The doctrine of qualified immunity appears to be under attack from many directions, but the Supreme Court is standing strong by its doctrine.
In a pair of decisions today—Rivas-Villegas v. Cortesluna and City of Tahlequah v. Bond—the Supreme Court, without any registered dissent, summarily reversed rulings by the Ninth Circuit and the Tenth Circuit, respectively, that had held that officers were not entitled to qualified immunity.
As the Court explains in City of Tahlequah, while the doctrine of qualified immunity does not shield officers from civil liability if their conduct violates “clearly established statutory or constitutional rights of which a reasonable person would have known,” the Court has repeatedly instructed the lower courts “not to define clearly established law at too high a level of generality”:
It is not enough that a rule be suggested by then-existing precedent; the rule’s contours must be so well defined that it is clear to a reasonable officer that his conduct was unlawful in the situation he confronted.
Similarly, in Rivas-Villegas, the Court’s per curiam opinion, citing five of its own precedents, states (citations omitted):
“Qualified immunity attaches when an official’s conduct does not violate clearly established statutory or constitutional rights of which a reasonable person would have known.” A right is clearly established when it is “sufficiently clear that every reasonable official would have understood that what he is doing violates that right.” Although “this Court’s case law does not require a case directly on point for a right to be clearly established, existing precedent must have placed the statutory or constitutional question beyond debate.” This inquiry “must be undertaken in light of the specific context of the case, not as a broad general proposition.”
“[S]pecificity is especially important in the Fourth Amendment context, where . . . it is sometimes difficult for an officer to determine how the relevant legal doctrine, here excessive force, will apply to the factual situation the officer confronts.” Whether an officer has used excessive force depends on “the facts and circumstances of each particular case, including the severity of the crime at issue, whether the suspect poses an immediate threat to the safety of the officers or others, and whether he is actively resisting arrest or attempting to evade arrest by flight.” … “[I]n an obvious case, these standards can ‘clearly establish’ the answer, even without a body of relevant case law.” But this is not an obvious case. Thus, to show a violation of clearly established law, Cortesluna must identify a case that put Rivas-Villegas on notice that his specific conduct was unlawful.

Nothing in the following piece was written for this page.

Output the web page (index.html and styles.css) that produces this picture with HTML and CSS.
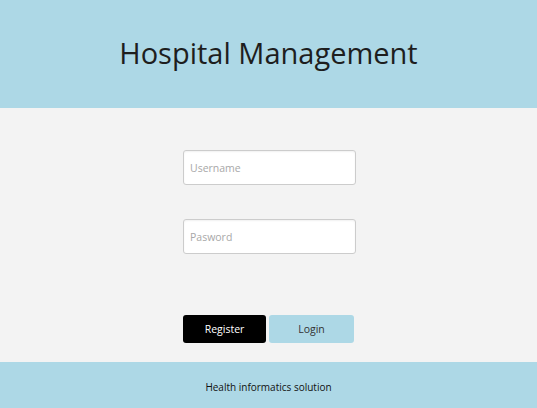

The Court’s ruling in Rivas-Villegas, I’ll note, cited with approval Judge Daniel Collins’s dissent below. Disputing the majority’s conclusion that “existing precedent squarely governs the specific facts of this case,” Collins observed that the facts in that supposedly precedential case were “materially distinguishable from this case”: “There is a very significant difference between using a knee to hold down a person who is suspected of a serious violent crime who is armed with a knife (as in this case) and using a knee to hold down a noisy neighbor armed with nothing more than a sandwich (as in [the precedent cited by the majority]).”
This is just the latest in a series of rulings in which the Court has vindicated Collins.